Works packed up for arrival at an art fair in June 2022. (Photo by Oliver Berg/picture alliance via Getty Images)

Works packed up for arrival at an art fair in June 2022. (Photo by Oliver Berg/picture alliance via Getty Images)

Idealism Versus Reality

That less-than-one-percent figure calls into question the efficacy of any individual gallery against Uline’s estimated $5.8 billion in annual revenue. Even if galleries stop using the brand, their contractors in any other industry, from construction to publishing, are still likely to be customers. But Poe remains optimistic. “I’m certain that if artists, museums, galleries, shippers, and other industries boycotted Uline, yes that would be impactful,” he said. 

Further complicating the boycott is the fact that galleries were unable to vouch for other vendors’ politics. The anonymous online resource RefuseULINE.com, founded in 2021, presents a list of alternatives with a disclaimer: “While we can’t vet the political affiliations of every company below, rest assured that none are funneling as much dark money into far-right extremism as ULINE.”

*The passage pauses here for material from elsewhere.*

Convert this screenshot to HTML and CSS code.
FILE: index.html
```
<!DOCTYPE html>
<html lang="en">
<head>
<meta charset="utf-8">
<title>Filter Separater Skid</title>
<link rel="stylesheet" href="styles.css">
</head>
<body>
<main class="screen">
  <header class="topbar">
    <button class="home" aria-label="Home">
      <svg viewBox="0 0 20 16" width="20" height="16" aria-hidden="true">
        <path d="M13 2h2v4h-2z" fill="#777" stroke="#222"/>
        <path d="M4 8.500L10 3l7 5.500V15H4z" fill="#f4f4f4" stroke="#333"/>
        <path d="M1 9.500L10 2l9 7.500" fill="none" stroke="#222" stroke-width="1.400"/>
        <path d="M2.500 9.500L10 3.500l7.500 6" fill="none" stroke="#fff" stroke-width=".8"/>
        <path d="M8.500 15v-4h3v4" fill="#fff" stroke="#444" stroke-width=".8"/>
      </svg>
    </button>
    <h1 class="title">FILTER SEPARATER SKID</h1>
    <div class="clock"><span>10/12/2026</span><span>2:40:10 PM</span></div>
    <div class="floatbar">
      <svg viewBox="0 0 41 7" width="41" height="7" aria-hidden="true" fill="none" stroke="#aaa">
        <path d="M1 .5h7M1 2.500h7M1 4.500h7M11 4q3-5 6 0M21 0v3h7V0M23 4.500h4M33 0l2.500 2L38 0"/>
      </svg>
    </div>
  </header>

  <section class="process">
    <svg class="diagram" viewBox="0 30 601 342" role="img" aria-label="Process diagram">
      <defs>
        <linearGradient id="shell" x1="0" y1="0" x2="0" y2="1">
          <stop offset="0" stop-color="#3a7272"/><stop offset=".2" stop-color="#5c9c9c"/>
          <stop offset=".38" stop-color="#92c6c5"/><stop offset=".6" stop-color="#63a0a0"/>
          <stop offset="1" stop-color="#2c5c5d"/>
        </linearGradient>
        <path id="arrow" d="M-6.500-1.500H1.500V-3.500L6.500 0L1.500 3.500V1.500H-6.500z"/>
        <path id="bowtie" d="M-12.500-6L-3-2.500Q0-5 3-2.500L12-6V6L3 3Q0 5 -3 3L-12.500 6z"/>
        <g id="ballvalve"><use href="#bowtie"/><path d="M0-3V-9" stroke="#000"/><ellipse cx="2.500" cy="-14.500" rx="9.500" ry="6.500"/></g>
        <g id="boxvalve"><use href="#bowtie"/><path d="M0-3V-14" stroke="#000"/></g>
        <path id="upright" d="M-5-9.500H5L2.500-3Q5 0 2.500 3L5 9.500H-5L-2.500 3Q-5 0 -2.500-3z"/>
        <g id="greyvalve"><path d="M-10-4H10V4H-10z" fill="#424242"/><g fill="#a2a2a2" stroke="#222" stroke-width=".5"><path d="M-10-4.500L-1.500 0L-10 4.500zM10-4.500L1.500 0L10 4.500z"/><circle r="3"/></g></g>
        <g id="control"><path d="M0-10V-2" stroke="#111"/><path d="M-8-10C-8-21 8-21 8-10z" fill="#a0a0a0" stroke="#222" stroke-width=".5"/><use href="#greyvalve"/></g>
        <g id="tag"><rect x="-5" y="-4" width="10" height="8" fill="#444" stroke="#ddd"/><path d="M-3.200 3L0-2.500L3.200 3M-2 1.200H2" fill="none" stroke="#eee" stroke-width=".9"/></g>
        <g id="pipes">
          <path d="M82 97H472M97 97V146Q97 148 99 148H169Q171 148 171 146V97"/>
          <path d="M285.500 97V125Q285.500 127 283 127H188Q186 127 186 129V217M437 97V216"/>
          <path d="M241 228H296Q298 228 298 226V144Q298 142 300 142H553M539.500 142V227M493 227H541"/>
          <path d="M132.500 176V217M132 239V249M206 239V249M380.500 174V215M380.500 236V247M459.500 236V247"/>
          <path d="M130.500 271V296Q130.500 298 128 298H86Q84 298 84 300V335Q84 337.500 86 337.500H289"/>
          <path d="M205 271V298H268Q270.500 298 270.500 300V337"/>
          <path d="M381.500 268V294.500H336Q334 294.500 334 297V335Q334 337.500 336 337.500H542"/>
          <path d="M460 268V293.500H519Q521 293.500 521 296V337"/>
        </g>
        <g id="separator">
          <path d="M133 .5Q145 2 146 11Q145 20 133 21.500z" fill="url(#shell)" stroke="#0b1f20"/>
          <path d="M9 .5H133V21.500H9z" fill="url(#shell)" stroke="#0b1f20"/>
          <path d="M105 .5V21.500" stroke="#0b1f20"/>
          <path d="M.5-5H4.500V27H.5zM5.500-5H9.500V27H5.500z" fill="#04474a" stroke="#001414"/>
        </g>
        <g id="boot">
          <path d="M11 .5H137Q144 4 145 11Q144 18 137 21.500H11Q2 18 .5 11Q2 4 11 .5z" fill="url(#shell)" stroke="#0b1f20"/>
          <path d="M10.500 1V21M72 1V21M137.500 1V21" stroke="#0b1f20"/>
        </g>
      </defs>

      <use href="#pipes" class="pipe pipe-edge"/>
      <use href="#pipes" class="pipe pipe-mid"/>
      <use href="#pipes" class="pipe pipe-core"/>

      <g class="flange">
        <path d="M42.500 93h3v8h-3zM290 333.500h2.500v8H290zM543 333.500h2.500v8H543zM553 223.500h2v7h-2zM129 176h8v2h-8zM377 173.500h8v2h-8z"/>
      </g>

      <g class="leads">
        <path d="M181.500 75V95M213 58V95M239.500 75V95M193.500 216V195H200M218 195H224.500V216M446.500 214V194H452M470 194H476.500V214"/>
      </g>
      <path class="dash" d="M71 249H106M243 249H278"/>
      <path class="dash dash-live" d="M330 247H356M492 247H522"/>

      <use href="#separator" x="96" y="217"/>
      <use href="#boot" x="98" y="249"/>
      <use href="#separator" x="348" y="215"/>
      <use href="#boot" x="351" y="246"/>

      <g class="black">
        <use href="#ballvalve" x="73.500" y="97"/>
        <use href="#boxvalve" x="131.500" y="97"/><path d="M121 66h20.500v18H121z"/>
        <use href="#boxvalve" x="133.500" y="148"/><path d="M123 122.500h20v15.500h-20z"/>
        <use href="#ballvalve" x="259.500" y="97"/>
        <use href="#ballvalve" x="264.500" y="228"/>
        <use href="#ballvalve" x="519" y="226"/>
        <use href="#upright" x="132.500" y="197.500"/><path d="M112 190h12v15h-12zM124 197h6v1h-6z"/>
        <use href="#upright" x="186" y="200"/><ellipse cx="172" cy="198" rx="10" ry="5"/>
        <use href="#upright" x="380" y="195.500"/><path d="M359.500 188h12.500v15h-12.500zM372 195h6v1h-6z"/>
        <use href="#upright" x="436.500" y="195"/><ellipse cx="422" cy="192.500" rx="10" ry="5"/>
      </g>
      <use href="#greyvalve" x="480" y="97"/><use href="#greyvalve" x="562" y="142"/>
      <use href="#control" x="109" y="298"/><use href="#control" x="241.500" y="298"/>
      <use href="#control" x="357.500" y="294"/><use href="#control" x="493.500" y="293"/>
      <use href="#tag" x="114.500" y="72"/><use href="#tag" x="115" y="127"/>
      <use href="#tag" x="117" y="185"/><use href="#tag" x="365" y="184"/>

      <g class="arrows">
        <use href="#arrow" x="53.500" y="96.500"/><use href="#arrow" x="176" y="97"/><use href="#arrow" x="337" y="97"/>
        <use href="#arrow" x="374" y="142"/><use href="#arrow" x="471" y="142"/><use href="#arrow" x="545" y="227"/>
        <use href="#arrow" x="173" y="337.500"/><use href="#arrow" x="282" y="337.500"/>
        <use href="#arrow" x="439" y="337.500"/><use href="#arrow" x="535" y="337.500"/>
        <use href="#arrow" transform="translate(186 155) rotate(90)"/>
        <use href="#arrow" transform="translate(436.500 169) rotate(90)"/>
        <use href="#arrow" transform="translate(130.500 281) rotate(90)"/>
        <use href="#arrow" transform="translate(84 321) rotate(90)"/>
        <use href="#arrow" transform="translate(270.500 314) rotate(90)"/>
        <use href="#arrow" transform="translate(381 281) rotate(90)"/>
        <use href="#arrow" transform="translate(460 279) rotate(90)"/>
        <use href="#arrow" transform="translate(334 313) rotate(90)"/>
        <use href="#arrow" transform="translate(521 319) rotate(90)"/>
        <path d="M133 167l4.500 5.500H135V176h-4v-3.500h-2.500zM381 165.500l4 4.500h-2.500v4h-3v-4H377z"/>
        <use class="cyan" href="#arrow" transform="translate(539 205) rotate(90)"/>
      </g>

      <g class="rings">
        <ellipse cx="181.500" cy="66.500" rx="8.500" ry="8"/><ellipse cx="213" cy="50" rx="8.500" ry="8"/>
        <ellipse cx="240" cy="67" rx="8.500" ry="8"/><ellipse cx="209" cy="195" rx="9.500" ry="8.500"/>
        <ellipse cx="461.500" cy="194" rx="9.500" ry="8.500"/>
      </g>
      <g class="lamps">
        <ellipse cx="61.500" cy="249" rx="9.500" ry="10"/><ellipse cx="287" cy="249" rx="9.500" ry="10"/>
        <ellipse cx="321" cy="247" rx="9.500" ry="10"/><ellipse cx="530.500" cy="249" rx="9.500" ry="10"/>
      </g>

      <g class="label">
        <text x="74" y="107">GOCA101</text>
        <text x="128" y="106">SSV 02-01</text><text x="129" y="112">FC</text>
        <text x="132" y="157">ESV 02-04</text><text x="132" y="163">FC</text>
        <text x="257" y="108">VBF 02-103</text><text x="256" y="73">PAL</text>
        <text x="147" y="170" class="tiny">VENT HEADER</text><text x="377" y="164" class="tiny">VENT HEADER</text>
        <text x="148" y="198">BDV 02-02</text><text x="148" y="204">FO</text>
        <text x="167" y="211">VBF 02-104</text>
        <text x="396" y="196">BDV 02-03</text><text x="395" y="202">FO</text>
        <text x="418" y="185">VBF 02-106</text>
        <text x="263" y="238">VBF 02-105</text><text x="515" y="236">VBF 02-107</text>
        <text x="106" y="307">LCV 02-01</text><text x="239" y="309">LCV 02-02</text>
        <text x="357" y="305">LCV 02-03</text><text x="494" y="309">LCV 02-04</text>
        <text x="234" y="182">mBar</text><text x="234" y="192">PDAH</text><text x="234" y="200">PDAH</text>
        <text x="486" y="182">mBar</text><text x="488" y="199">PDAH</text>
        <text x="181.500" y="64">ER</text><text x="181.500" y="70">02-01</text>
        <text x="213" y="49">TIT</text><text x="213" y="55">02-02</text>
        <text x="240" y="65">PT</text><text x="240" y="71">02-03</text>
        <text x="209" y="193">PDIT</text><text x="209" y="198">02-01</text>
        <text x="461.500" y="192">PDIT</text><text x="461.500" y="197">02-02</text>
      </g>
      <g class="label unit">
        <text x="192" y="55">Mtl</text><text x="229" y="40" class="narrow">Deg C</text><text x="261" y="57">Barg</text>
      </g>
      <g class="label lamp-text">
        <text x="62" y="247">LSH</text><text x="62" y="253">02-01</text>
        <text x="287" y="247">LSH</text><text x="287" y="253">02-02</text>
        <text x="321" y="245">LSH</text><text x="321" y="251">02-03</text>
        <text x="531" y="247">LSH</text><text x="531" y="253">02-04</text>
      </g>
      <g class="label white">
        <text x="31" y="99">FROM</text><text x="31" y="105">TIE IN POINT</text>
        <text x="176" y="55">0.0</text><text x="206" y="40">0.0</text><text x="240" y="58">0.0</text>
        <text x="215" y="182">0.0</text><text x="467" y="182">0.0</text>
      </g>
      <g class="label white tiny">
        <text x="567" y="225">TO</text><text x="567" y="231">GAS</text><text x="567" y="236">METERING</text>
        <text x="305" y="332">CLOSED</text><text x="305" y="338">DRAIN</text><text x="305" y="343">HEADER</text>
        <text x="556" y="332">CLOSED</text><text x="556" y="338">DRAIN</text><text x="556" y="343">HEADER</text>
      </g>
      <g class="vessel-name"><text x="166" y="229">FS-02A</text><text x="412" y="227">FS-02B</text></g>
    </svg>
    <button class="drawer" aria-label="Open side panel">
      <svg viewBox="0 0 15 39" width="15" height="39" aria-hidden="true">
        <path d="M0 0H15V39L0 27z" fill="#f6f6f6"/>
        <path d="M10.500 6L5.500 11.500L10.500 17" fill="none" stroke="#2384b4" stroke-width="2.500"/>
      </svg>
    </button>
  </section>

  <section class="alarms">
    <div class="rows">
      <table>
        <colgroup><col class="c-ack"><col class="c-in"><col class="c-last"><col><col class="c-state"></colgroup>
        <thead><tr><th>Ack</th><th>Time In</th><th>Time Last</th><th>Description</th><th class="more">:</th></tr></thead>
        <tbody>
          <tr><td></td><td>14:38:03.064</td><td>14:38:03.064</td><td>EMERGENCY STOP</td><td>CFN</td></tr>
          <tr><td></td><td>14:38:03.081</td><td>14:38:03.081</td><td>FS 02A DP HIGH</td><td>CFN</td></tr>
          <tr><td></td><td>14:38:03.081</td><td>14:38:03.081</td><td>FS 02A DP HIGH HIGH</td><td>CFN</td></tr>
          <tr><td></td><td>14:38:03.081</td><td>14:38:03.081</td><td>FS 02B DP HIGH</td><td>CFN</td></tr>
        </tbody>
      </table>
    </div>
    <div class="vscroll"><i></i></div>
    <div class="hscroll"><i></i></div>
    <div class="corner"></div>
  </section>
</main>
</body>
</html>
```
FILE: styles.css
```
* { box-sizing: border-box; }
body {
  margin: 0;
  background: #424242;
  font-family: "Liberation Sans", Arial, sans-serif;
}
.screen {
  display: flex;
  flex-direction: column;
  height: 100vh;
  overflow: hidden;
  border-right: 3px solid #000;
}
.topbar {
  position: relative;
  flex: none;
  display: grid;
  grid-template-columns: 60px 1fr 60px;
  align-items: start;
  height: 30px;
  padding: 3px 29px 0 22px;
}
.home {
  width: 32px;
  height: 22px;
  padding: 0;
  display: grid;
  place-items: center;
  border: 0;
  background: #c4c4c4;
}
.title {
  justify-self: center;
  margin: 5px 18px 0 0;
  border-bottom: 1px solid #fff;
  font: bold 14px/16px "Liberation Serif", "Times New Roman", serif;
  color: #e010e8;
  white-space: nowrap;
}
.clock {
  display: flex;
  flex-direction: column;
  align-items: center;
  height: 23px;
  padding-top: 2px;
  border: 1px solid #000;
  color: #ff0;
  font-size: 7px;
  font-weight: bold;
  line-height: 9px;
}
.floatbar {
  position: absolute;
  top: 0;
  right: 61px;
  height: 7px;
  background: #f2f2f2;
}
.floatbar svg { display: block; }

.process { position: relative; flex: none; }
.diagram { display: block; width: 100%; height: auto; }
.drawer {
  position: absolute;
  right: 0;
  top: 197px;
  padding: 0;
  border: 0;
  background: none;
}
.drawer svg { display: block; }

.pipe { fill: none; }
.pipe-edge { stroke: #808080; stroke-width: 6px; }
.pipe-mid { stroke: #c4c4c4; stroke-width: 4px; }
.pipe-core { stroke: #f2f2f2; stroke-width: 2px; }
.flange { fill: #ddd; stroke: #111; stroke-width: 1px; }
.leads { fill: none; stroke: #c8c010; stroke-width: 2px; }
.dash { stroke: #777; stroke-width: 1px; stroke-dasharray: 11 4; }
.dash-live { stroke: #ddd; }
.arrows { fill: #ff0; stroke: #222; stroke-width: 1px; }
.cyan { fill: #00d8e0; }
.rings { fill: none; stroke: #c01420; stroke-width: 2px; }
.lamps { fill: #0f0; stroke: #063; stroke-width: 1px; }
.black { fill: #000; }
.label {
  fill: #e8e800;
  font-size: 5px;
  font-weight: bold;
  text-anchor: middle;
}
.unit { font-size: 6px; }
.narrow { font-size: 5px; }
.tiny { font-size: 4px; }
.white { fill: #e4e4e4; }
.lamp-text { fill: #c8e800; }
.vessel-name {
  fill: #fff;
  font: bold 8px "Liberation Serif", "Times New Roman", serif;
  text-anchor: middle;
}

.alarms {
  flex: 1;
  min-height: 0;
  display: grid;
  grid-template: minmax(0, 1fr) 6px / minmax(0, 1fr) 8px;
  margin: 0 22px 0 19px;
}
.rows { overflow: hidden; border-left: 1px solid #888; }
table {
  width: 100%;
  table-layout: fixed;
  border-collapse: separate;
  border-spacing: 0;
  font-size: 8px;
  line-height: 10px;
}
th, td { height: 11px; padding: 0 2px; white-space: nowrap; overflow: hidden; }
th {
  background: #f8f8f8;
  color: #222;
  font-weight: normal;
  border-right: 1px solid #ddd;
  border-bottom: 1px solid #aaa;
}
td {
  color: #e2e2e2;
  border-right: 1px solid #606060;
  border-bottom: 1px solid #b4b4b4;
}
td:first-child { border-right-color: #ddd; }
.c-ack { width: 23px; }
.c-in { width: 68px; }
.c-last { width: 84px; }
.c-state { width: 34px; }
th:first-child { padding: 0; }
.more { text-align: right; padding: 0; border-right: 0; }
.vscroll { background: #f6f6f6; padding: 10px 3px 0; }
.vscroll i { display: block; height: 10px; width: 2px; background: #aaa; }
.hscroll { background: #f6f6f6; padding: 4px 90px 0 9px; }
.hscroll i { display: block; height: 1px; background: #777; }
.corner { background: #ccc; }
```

In lieu of searching for ethical cardboard, an alternative solution to the Uline conundrum would be cutting its political power at the source. According to Forbes, the Uihleins’ annual political donations from the ’90s to 2009 averaged $15,000, a relatively paltry figure that changed dramatically after 2010, when the Supreme Court’s ruling in Citizens United v. FEC effectively opened the door to unlimited political contributions. 

Overturning Citizens United would not remove the Uihleins—nor myriad other figures who throw their weight against progressive causes—from the art world. But it would remove their money from politics.